- Exercise description
Retype verbatim only the lines below, starting at the one that contains "React and styled-components." and ending at the one that contains "import React from". Pictures are excluded from the copy.
════════════════
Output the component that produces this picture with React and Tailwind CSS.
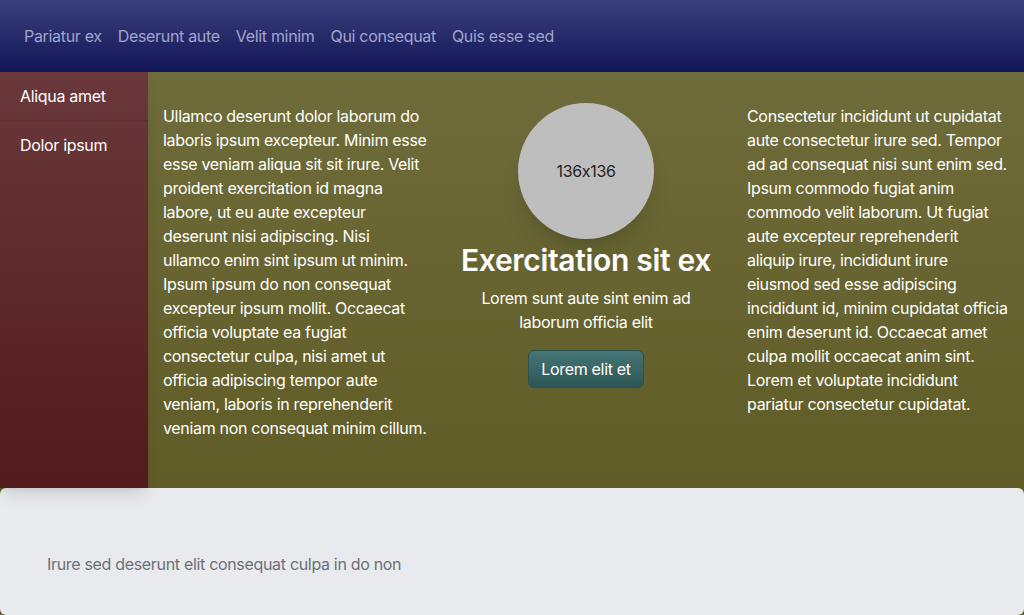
export default function App() {
    const navLinks = ["Pariatur ex", "Deserunt aute", "Velit minim", "Qui consequat", "Quis esse sed"];
    const sideLinks = ["Aliqua amet", "Dolor ipsum"];

    return (
        <div className="min-h-[615px] bg-[#5f5c28] font-['Inter','Liberation_Sans',sans-serif] tracking-[-0.02em] [font-feature-settings:'calt'_0] text-base">
            <header className="h-[72px] flex items-center gap-4 px-6 bg-gradient-to-b from-[#3c3e7b] to-[#131658]">
                {navLinks.map((link) => (
                    <a key={link} href="#" className="text-[#a2a4cc] leading-6">
                        {link}
                    </a>
                ))}
            </header>

            <div className="flex">
                <aside className="relative z-10 w-[148px] shrink-0 bg-gradient-to-b from-[#6a383b] to-[#521a1c] shadow-lg">
                    {sideLinks.map((link) => (
                        <div key={link} className="px-5 py-3 leading-6 text-white border-b border-[#5f2f32]">
                            {link}
                        </div>
                    ))}
                </aside>

                <main className="flex-1 h-[416px] bg-gradient-to-b from-[#6f6c3b] to-[#5f5c27] px-[15px] pt-8 grid grid-cols-3 gap-[30px] text-white leading-6">
                    <p className="-mr-[4px]">
                        Ullamco deserunt dolor laborum do laboris ipsum excepteur. Minim esse esse veniam aliqua sit sit irure. Velit proident exercitation id magna labore, ut eu aute excepteur deserunt nisi adipiscing. Nisi ullamco enim sint ipsum ut minim. Ipsum ipsum do non consequat excepteur ipsum mollit. Occaecat officia voluptate ea fugiat consectetur culpa, nisi amet ut officia adipiscing tempor aute veniam, laboris in reprehenderit veniam non consequat minim cillum.
                    </p>

                    <div className="flex flex-col items-center text-center">
                        <div className="w-[136px] h-[136px] rounded-full bg-[#bebebe] shadow-xl flex items-center justify-center text-[#222] text-base -mt-px">
                            136x136
                        </div>
                        <h1 className="mt-[3px] text-[30px] leading-9 font-semibold">Exercitation sit ex</h1>
                        <p className="mt-2">Lorem sunt aute sint enim ad laborum officia elit</p>
                        <button className="mt-4 px-3 py-1.5 rounded-md border border-[#2b5151] bg-gradient-to-b from-[#467575] to-[#2c5656] text-white leading-6">
                            Lorem elit et
                        </button>
                    </div>

                    <p>
                        Consectetur incididunt ut cupidatat aute consectetur irure sed. Tempor ad ad consequat nisi sunt enim sed. Ipsum commodo fugiat anim commodo velit laborum. Ut fugiat aute excepteur reprehenderit aliquip irure, incididunt irure eiusmod sed esse adipiscing incididunt id, minim cupidatat officia enim deserunt id. Occaecat amet culpa mollit occaecat anim sint. Lorem et voluptate incididunt pariatur consectetur cupidatat.
                    </p>
                </main>
            </div>

            <footer className="h-[127px] rounded-md bg-[#e9eaee] px-[47px] pt-16 text-[#6b7079] leading-6">
                Irure sed deserunt elit consequat culpa in do non
            </footer>
        </div>
    );
}
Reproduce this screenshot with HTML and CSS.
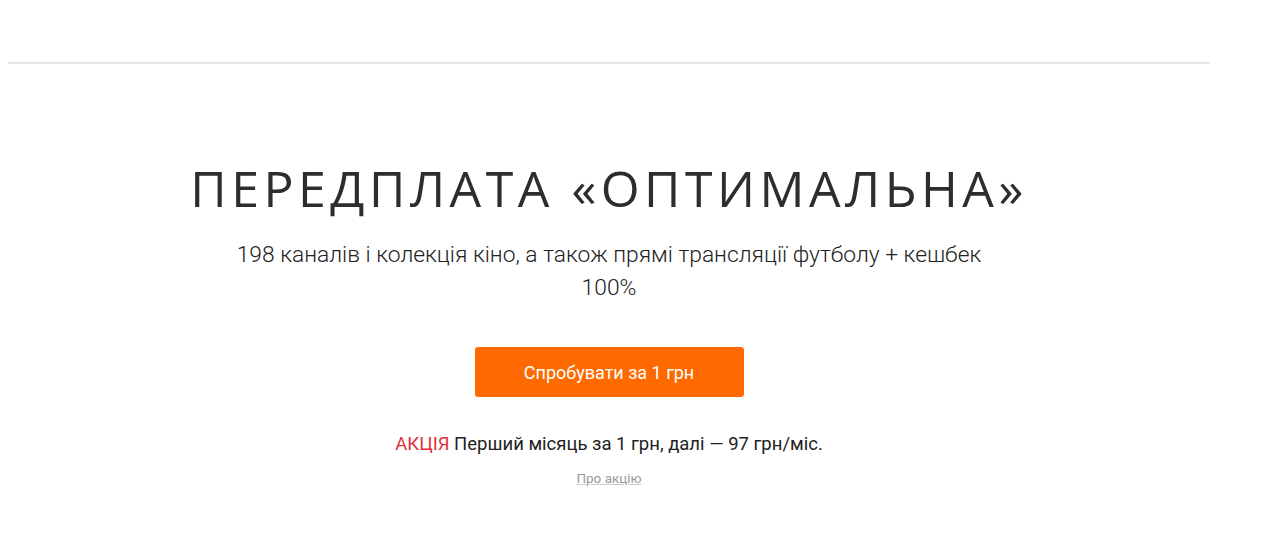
FILE: index.html
```html
<!DOCTYPE html>
<html lang="uk">
<head>
<meta charset="utf-8">
<title>Передплата «Оптимальна»</title>
<link rel="stylesheet" href="styles.css">
</head>
<body>
<div class="page">
  <header class="topbar"></header>
  <section class="hero">
    <h1 class="hero-title">ПЕРЕДПЛАТА «ОПТИМАЛЬНА»</h1>
    <p class="hero-sub">198 каналів і колекція кіно, а також прямі трансляції футболу + кешбек 100%</p>
    <a class="hero-btn" href="#">Спробувати за 1 грн</a>
    <p class="promo"><span class="promo-tag">АКЦІЯ</span> Перший місяць за 1 грн, далі — 97 грн/міс.</p>
    <a class="promo-link" href="#">Про акцію</a>
  </section>
</div>
</body>
</html>
```
FILE: styles.css
```css
html, body {
  margin: 0;
  padding: 0;
  background: #fff;
}
.page {
  width: 1202px;
  margin-left: 8px;
  font-family: Roboto, "Liberation Sans", sans-serif;
  color: #333;
}
.topbar {
  height: 62px;
  border-bottom: 2px solid #e6e6e6;
}
.hero {
  display: flex;
  flex-direction: column;
  align-items: center;
  text-align: center;
  padding-top: 94px;
}
.hero-title {
  margin: 0;
  font-family: "Open Sans", sans-serif;
  font-weight: 400;
  font-size: 50px;
  line-height: 60px;
  letter-spacing: 4.5px;
  color: #2d2d2d;
}
.hero-sub {
  margin: 20px 0 0;
  width: 770px;
  font-family: Roboto, sans-serif;
  font-weight: 300;
  font-size: 22.8px;
  line-height: 33px;
  color: #222;
}
.hero-btn {
  margin-top: 43px;
  width: 269px;
  height: 50px;
  display: flex;
  align-items: center;
  justify-content: center;
  background: #ff6a00;
  border-radius: 3px;
  color: #fff;
  text-decoration: none;
  font-size: 18px;
}
.promo {
  margin: 35px 0 0;
  font-size: 18.5px;
  line-height: 24px;
  color: #222;
}
.promo-tag {
  color: #e0303a;
}
.promo-link {
  margin-top: 14px;
  font-size: 13.5px;
  line-height: 16px;
  color: #999;
  text-decoration: underline;
  text-decoration-color: #ccc;
}
```
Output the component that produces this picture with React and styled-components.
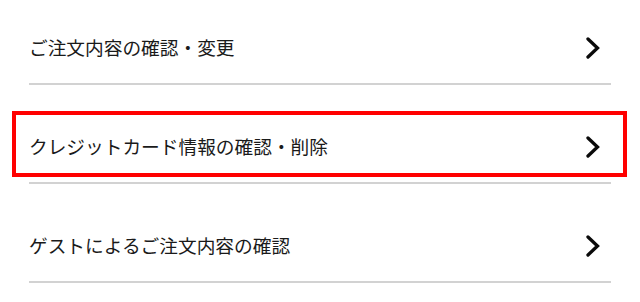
import styled, { createGlobalStyle } from 'styled-components';

const GlobalStyle = createGlobalStyle`
  body {
    margin: 0;
    background: #fff;
    font-family: "Noto Sans CJK JP", "Noto Sans", sans-serif;
    color: #1e1e1e;
  }
`;

const Page = styled.div`
  width: 640px;
  height: 302px;
  overflow: hidden;
  background: #fff;
`;

const MenuList = styled.ul`
  list-style: none;
  margin: 0 29px;
  padding: 0;
`;

const MenuItem = styled.li`
  position: relative;
  padding: 26px 0 5px;
  border-bottom: 2px solid #d2d2d2;

  &:first-child {
    padding-top: 12px;
  }
`;

const MenuLink = styled.a`
  display: flex;
  align-items: center;
  justify-content: space-between;
  height: 66px;
  padding: 5px 11px 0 0;
  box-sizing: border-box;
  font-size: 18.7px;
  line-height: 1;
  color: #1a1a1a;
  text-decoration: none;
`;

// red annotation frame laid over the selected row
const Highlight = styled.span`
  position: absolute;
  left: -17px;
  right: -16px;
  top: 26px;
  height: 66px;
  border: 4px solid #ff0000;
  box-sizing: border-box;
  pointer-events: none;
`;

const Chevron = () => (
  <svg width="14" height="22" viewBox="0 0 14 22" fill="none">
    <polyline
      points="2,2 11.5,11 2,20"
      stroke="#0a0a0a"
      strokeWidth="3.3"
      strokeLinecap="round"
      strokeLinejoin="miter"
    />
  </svg>
);

const items = [
  { label: 'ご注文内容の確認・変更' },
  { label: 'クレジットカード情報の確認・削除', active: true },
  { label: 'ゲストによるご注文内容の確認' },
];

function App() {
  return (
    <Page>
      <GlobalStyle />
      <MenuList>
        {items.map((item) => (
          <MenuItem key={item.label}>
            <MenuLink href="#">
              <span>{item.label}</span>
              <Chevron />
            </MenuLink>
            {item.active && <Highlight />}
          </MenuItem>
        ))}
      </MenuList>
    </Page>
  );
}

export default App;
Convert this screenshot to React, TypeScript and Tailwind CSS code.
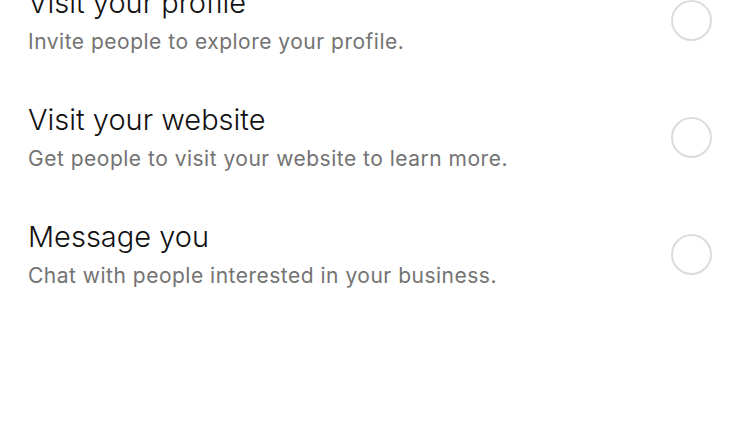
import React from "react";

const rows = [
  { title: "Visit your profile", sub: "Invite people to explore your profile." },
  { title: "Visit your website", sub: "Get people to visit your website to learn more." },
  { title: "Message you", sub: "Chat with people interested in your business." },
];

export default function App() {
  return (
    <div className="w-[740px] h-[445px] bg-white overflow-hidden" style={{ fontFamily: "Inter, 'Noto Sans', sans-serif" }}>
      <div className="flex flex-col mt-[-38px]">
        {rows.map((r) => (
          <div key={r.title} className="flex items-center justify-between pl-[28px] pr-[28px] h-[117px]">
            <div className="flex flex-col">
              <div className="text-[29px] leading-[34px] text-[#111111] font-light">{r.title}</div>
              <div className="text-[21px] leading-[26px] tracking-[0.5px] text-[#737373] mt-[9px]">{r.sub}</div>
            </div>
            <div className="w-[41px] h-[41px] rounded-full border-2 border-[#dcdcdc]" />
          </div>
        ))}
      </div>
    </div>
  );
}
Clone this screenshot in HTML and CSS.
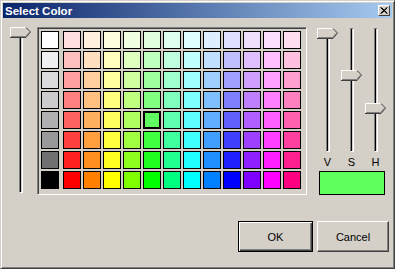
FILE: index.html
```html
<!DOCTYPE html>
<html lang="en">

<head>
    <meta charset="UTF-8">
    <title>Select Color</title>
    <link rel="stylesheet" href="styles.css">
</head>

<body>
    <div class="window">
        <!-- Title bar -->
        <div class="titlebar">
            <span class="title">Select Color</span>
            <span class="close">
                <svg width="8" height="7" viewBox="0 0 8 7"><path d="M0.5 0.5 L7 6.5 M1.5 0.5 L7.5 6.5 M7 0.5 L0.5 6.5 M7.5 0.5 L1.5 6.5" stroke="#000" stroke-width="1"/></svg>
            </span>
        </div>

        <div class="main">
            <!-- Brightness slider -->
            <div class="slider slider-left">
                <div class="track track-long"></div>
                <svg class="thumb thumb-top" width="22" height="11" viewBox="0 0 22 11">
                    <polygon points="0,0 16,0 21,5 16,10 0,10" fill="#d4d0c8"/>
                    <path d="M0.5 10 V0.5 H16" stroke="#fff" fill="none"/>
                    <path d="M16 0.5 L20.5 5" stroke="#404040" fill="none"/>
                    <path d="M20.5 5 L16 10.5 H0" stroke="#404040" fill="none"/>
                    <path d="M1 9.5 H15.5 L19.5 5" stroke="#808080" fill="none"/>
                </svg>
            </div>

            <!-- Palette -->
            <div class="frame">
                <div class="palette" id="palette"></div>
            </div>

            <!-- V / S / H sliders and preview -->
            <div class="side">
                <div class="sliders">
                    <div class="slider">
                        <div class="track"></div>
                        <svg class="thumb thumb-v" width="22" height="11" viewBox="0 0 22 11">
                            <polygon points="0,0 16,0 21,5 16,10 0,10" fill="#d4d0c8"/>
                            <path d="M0.5 10 V0.5 H16" stroke="#fff" fill="none"/>
                            <path d="M16 0.5 L20.5 5" stroke="#404040" fill="none"/>
                            <path d="M20.5 5 L16 10.5 H0" stroke="#404040" fill="none"/>
                            <path d="M1 9.5 H15.5 L19.5 5" stroke="#808080" fill="none"/>
                        </svg>
                        <span class="label">V</span>
                    </div>
                    <div class="slider">
                        <div class="track"></div>
                        <svg class="thumb thumb-s" width="22" height="11" viewBox="0 0 22 11">
                            <polygon points="0,0 16,0 21,5 16,10 0,10" fill="#d4d0c8"/>
                            <path d="M0.5 10 V0.5 H16" stroke="#fff" fill="none"/>
                            <path d="M16 0.5 L20.5 5" stroke="#404040" fill="none"/>
                            <path d="M20.5 5 L16 10.5 H0" stroke="#404040" fill="none"/>
                            <path d="M1 9.5 H15.5 L19.5 5" stroke="#808080" fill="none"/>
                        </svg>
                        <span class="label">S</span>
                    </div>
                    <div class="slider">
                        <div class="track"></div>
                        <svg class="thumb thumb-h" width="22" height="11" viewBox="0 0 22 11">
                            <polygon points="0,0 16,0 21,5 16,10 0,10" fill="#d4d0c8"/>
                            <path d="M0.5 10 V0.5 H16" stroke="#fff" fill="none"/>
                            <path d="M16 0.5 L20.5 5" stroke="#404040" fill="none"/>
                            <path d="M20.5 5 L16 10.5 H0" stroke="#404040" fill="none"/>
                            <path d="M1 9.5 H15.5 L19.5 5" stroke="#808080" fill="none"/>
                        </svg>
                        <span class="label">H</span>
                    </div>
                </div>
                <div class="swatch"></div>
            </div>
        </div>

        <!-- Buttons -->
        <div class="buttons">
            <button class="btn btn-default">OK</button>
            <button class="btn btn-cancel">Cancel</button>
        </div>
    </div>

    <script>
        // grey column values, top to bottom
        const greys = [255, 240, 220, 204, 176, 153, 112, 0];
        const selected = { row: 4, col: 4 };
        const palette = document.getElementById('palette');

        function hsv(h, s, v) {
            const i = Math.floor(h / 60) % 6;
            const f = h / 60 - Math.floor(h / 60);
            const p = v * (1 - s);
            const q = v * (1 - f * s);
            const t = v * (1 - (1 - f) * s);
            const map = [[v, t, p], [q, v, p], [p, v, t], [p, q, v], [t, p, v], [v, p, q]][i];
            return 'rgb(' + map.map(c => Math.round(c * 255)).join(',') + ')';
        }

        for (let r = 0; r < 8; r++) {
            const g = document.createElement('div');
            g.className = 'cell';
            g.style.background = 'rgb(' + greys[r] + ',' + greys[r] + ',' + greys[r] + ')';
            palette.appendChild(g);
            for (let c = 0; c < 12; c++) {
                const cell = document.createElement('div');
                cell.className = 'cell';
                if (r === selected.row && c === selected.col) cell.className += ' selected';
                cell.style.background = hsv(c * 30, (r + 1) / 8, 1);
                palette.appendChild(cell);
            }
        }
    </script>
</body>

</html>
```

FILE: styles.css
```css
body {
    margin: 0;
    padding: 0;
    background: #d4d0c8;
    font-family: 'Liberation Sans', Arial, sans-serif;
    font-size: 11px;
}

/* Window frame */
.window {
    width: 395px;
    height: 269px;
    box-sizing: border-box;
    background: #d4d0c8;
    border: 1px solid;
    border-color: #d4d0c8 #404040 #404040 #d4d0c8;
    box-shadow: inset 1px 1px #fff, inset -1px -1px #808080;
    padding: 2px;
}

.titlebar {
    height: 15px;
    display: flex;
    align-items: center;
    justify-content: space-between;
    padding-left: 2px;
    background: linear-gradient(to right, #0a246a, #a6caf0);
}
.title {
    color: #fff;
    font-weight: bold;
    font-size: 11.5px;
}
.close {
    width: 12px;
    height: 11px;
    box-sizing: border-box;
    margin-right: 2px;
    display: flex;
    align-items: center;
    justify-content: center;
    background: #d4d0c8;
    border: 1px solid;
    border-color: #fff #404040 #404040 #fff;
}

.main {
    display: flex;
    align-items: flex-start;
    margin-top: 9px;
    padding-left: 7px;
}

/* Trackbars */
.slider {
    position: relative;
    width: 22px;
    display: flex;
    flex-direction: column;
}
.track {
    width: 2px;
    height: 122px;
    margin-left: 9px;
    margin-top: 1px;
    border: 1px solid;
    border-color: #808080 #fff #fff #808080;
    background: linear-gradient(to right, #000 1px, #d4d0c8 1px);
}
.track-long {
    height: 164px;
    margin-top: 0;
}
.thumb {
    position: absolute;
    left: 0;
    display: block;
}
.thumb-top { top: 0; }
.thumb-v { top: 1px; }
.thumb-s { top: 43px; }
.thumb-h { top: 76px; }
.label {
    text-align: center;
    margin-left: -1px;
    margin-top: 4px;
    line-height: 13px;
    height: 13px;
}

/* Palette */
.frame {
    margin-left: 5px;
    border: 1px solid;
    border-color: #808080 #fff #fff #808080;
    box-shadow: inset 1px 1px #404040, inset -1px -1px #d4d0c8;
    padding: 3px 5px 5px 3px;
}
.palette {
    display: grid;
    grid-template-columns: 20px repeat(12, 18px);
    grid-auto-rows: 18px;
    gap: 2px;
}
.cell {
    width: 18px;
    height: 18px;
    box-sizing: border-box;
    border: 1px solid #000;
}
.cell.selected {
    border-width: 2px;
}

/* Right side */
.side {
    margin-left: 10px;
    margin-top: 0;
}
.sliders {
    display: flex;
    gap: 2px;
}
.swatch {
    width: 66px;
    height: 24px;
    box-sizing: border-box;
    margin-left: 2px;
    margin-top: 2px;
    border: 1px solid #000;
    background: #60ff60;
}

/* Buttons */
.buttons {
    display: flex;
    justify-content: flex-end;
    gap: 4px;
    margin-top: 26px;
    padding-right: 3px;
}
.btn {
    height: 31px;
    box-sizing: border-box;
    background: #d4d0c8;
    font-family: 'Liberation Sans', Arial, sans-serif;
    font-size: 11px;
    color: #000;
    padding: 0;
}
.btn-default {
    width: 75px;
    border: 1px solid #000;
    box-shadow: inset 1px 1px #fff, inset -1px -1px #404040, inset -2px -2px #808080;
}
.btn-cancel {
    width: 72px;
    border: 1px solid;
    border-color: #fff #404040 #404040 #fff;
    box-shadow: inset -1px -1px #808080;
}
```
════════════════
- The reply
Output the component that produces this picture with React and styled-components.
import styled, { createGlobalStyle } from 'styled-components';

const GlobalStyle = createGlobalStyle`
  body {
    margin: 0;
    background: #fff;
    font-family: "Noto Sans CJK JP", "Noto Sans", sans-serif;
    color: #1e1e1e;
  }
`;

const Page = styled.div`
  width: 640px;
  height: 302px;
  overflow: hidden;
  background: #fff;
`;

const MenuList = styled.ul`
  list-style: none;
  margin: 0 29px;
  padding: 0;
`;

const MenuItem = styled.li`
  position: relative;
  padding: 26px 0 5px;
  border-bottom: 2px solid #d2d2d2;

  &:first-child {
    padding-top: 12px;
  }
`;

const MenuLink = styled.a`
  display: flex;
  align-items: center;
  justify-content: space-between;
  height: 66px;
  padding: 5px 11px 0 0;
  box-sizing: border-box;
  font-size: 18.7px;
  line-height: 1;
  color: #1a1a1a;
  text-decoration: none;
`;

// red annotation frame laid over the selected row
const Highlight = styled.span`
  position: absolute;
  left: -17px;
  right: -16px;
  top: 26px;
  height: 66px;
  border: 4px solid #ff0000;
  box-sizing: border-box;
  pointer-events: none;
`;

const Chevron = () => (
  <svg width="14" height="22" viewBox="0 0 14 22" fill="none">
    <polyline
      points="2,2 11.5,11 2,20"
      stroke="#0a0a0a"
      strokeWidth="3.3"
      strokeLinecap="round"
      strokeLinejoin="miter"
    />
  </svg>
);

const items = [
  { label: 'ご注文内容の確認・変更' },
  { label: 'クレジットカード情報の確認・削除', active: true },
  { label: 'ゲストによるご注文内容の確認' },
];

function App() {
  return (
    <Page>
      <GlobalStyle />
      <MenuList>
        {items.map((item) => (
          <MenuItem key={item.label}>
            <MenuLink href="#">
              <span>{item.label}</span>
              <Chevron />
            </MenuLink>
            {item.active && <Highlight />}
          </MenuItem>
        ))}
      </MenuList>
    </Page>
  );
}

export default App;
Convert this screenshot to React, TypeScript and Tailwind CSS code.
import React from "react";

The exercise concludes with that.